Still, maybe the good captain could have checked in once in a while? It’s not hard to see why Khan’s so peeved when he meets Kirk again, having lost his wife and most of his friends. What’s more, the Khan disaster calls the whole mission of the United Federation of Planets into question. Sure, Khan was a strongman dictator with a flair for murderous proclamations, but to just leave him out there on his own with no off-world resources and no way to call for help? That’s cold. It’s tough to argue whether Khan should have won, as in defeating Kirk and the Enterprise — that’s a bit much. But if justice is measured by the punishment fitting the crime, his remains a case of justice left unserved.

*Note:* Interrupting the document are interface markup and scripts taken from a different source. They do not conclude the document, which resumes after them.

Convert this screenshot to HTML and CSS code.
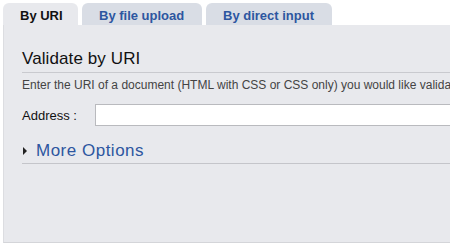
FILE: index.html
```html
<!DOCTYPE html>
<html lang="en">
<head>
<meta charset="UTF-8" />
<title>Validate by URI</title>
<link rel="stylesheet" href="styles.css">
</head>
<body>

<div class="tabs">
  <div class="tab active">By URI</div>
  <div class="tab">By file upload</div>
  <div class="tab">By direct input</div>
</div>

<div class="panel">
  <h2>Validate by URI</h2>
  <p class="intro">Enter the URI of a document (HTML with CSS or CSS only) you would like validate:</p>
  <div class="field">
    <label for="uri">Address :</label>
    <input id="uri" type="text">
  </div>
  <div class="more">
    <span class="arrow"></span>
    <span>More Options</span>
  </div>
</div>

</body>
</html>
```

FILE: styles.css
```css
/* page */
body {
  margin: 0;
  padding: 3px 0 0 3px;
  background: #fff;
  font-family: "Liberation Sans", Arial, sans-serif;
  overflow: hidden;
  width: 460px;
}

/* tabs */
.tabs {
  display: flex;
  gap: 4px;
  height: 22px;
}
.tab {
  background: #d9dde5;
  color: #2d56a0;
  font-weight: bold;
  font-size: 13px;
  line-height: 25px;
  padding: 0 0 0 17px;
  border-radius: 6px 6px 0 0;
  white-space: nowrap;
}
.tab:nth-child(1) { width: 58px; }
.tab:nth-child(2) { width: 103px; }
.tab:nth-child(3) { width: 109px; }
.tab.active {
  background: #e8e9ed;
  color: #111;
}

/* panel */
.panel {
  background: #e8e9ed;
  height: 218px;
  border-left: 1px solid #dcdde1;
  border-bottom: 1px solid #d4d5d9;
  padding: 24px 0 0 18px;
  box-sizing: border-box;
}
.panel h2 {
  margin: 0;
  font-weight: normal;
  font-size: 17px;
  color: #111;
  letter-spacing: 0.1px;
  padding-bottom: 3px;
  border-bottom: 1px solid #c9cacf;
}
.intro {
  margin: 5px 0 0;
  font-size: 12px;
  color: #444;
  white-space: nowrap;
}
.field {
  display: flex;
  align-items: center;
  margin-top: 12px;
}
.field label {
  font-size: 13px;
  color: #111;
  width: 73px;
}
.field input {
  flex: 1;
  height: 22px;
  box-sizing: border-box;
  border: 1px solid #b9babe;
  background: #fff;
  margin: 0;
}
.more {
  display: flex;
  align-items: center;
  margin-top: 15px;
  padding-bottom: 2px;
  border-bottom: 1px solid #c4c5ca;
  color: #2d56a0;
  font-size: 17px;
  letter-spacing: 0.5px;
}
.arrow {
  width: 0;
  height: 0;
  border-left: 4px solid #222;
  border-top: 4px solid transparent;
  border-bottom: 4px solid transparent;
  margin: 0 9px 0 1px;
}
```
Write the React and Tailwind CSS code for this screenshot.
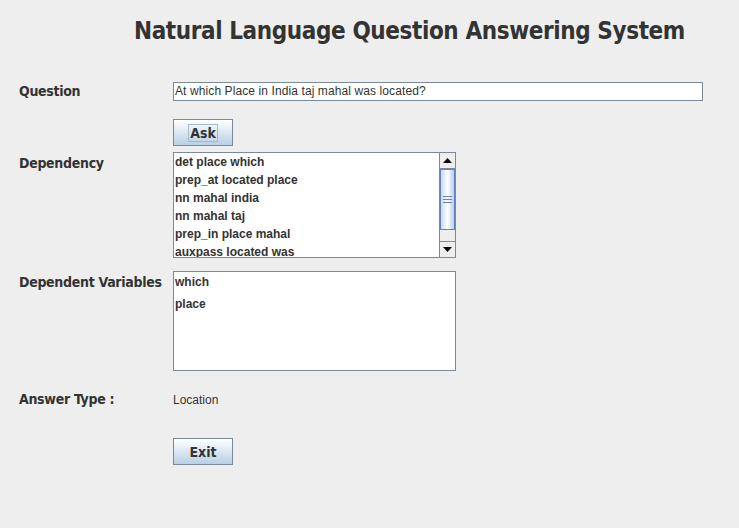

Roy Batty (Blade Runner, 1982)
Who’s the real hero of Blade Runner? Is it Rick Deckard (Harrison Ford), a police officer charged with “retiring” the indistinguishable-from-humans Replicants? Or Roy Batty (Rutger Hauer), the leader of a band of Replicants trying to escape servitude and maybe extend their soon-to-expire lives? By the time the film arrives at Roy’s “tears in the rain” monologue, Batty’s mission has started to look like nothing less than a search for meaning itself, making it not even much of a question anymore. (That Rick might himself by a Replicant selling out his own kind, however unwittingly, adds an extra layer of irony to his pursuit.)
Jabba the Hutt (Return of the Jedi, 1983)
True, you have to be a closet fascist to see the Empire’s point-of-view, but what about Jabba the Hutt’s? He hired Han Solo (Harrison Ford) to do a job he didn’t complete and wants nothing more than to collect on the debt he’s owed. Yes, he’s a ruthless gangster with a habit of feeding those who displease him to the Rancor but, ladies and gentlemen of the jury, is that relevant to this case? Freezing Han and using him as a well fixture might seem like cruel and unusual punishment, but there’s no disputing Jabba’s owed something.
Pinhead/Various Cenobites (the Hellraiser film series) and Gozer the Gozerian (Ghostbusters, 1984)
Here’s the thing about sadomasochistic extra-dimensional sex demons and obscure Mesopotamian spirits who return to Earth after millennia of slumber: If you summon them, you should be prepared to deal with the consequences. True, both have a habit of taking out innocent victims or, in the case of Gozer, attempting to destroy whole bustling metropolises. But they’re just doing what they do and to expect anything else is kind of foolish.
Asami Yamazaki (Audition, 1999)
There’s really no way to talk about why Asami Yamazaki (Eihi Shiina) ends up feeling more sympathetic than Shigeharu Aoyama (Ryo Ishibashi), the lonely widower who woos her in Takashi Miike’s shocker. Suffice it to say that, yes, Shigeharu uncovers evidence that Asami trails destruction in her wake. But his own behavior, starting with the phony film audition he uses to interview prospective brides, suggests that destruction might not be entirely misplaced. (See also Gone Girl, for reasons also best left unspoiled.)
Godzilla (Various Godzilla movies, 1954 to present)
You mess around with the building blocks of creation, you risk being wiped out by forces beyond your control. That’s the metaphor at the heart of the original Godzilla film, made in Japan less than a decade after the country saw the worst the atomic age had to offer via the bombing of Hiroshima and Nagasaki. We’re lucky the big guy changed his mind and decided to stick up for humanity in (most of) the subsequent movies. Whether we really deserve it remains unclear.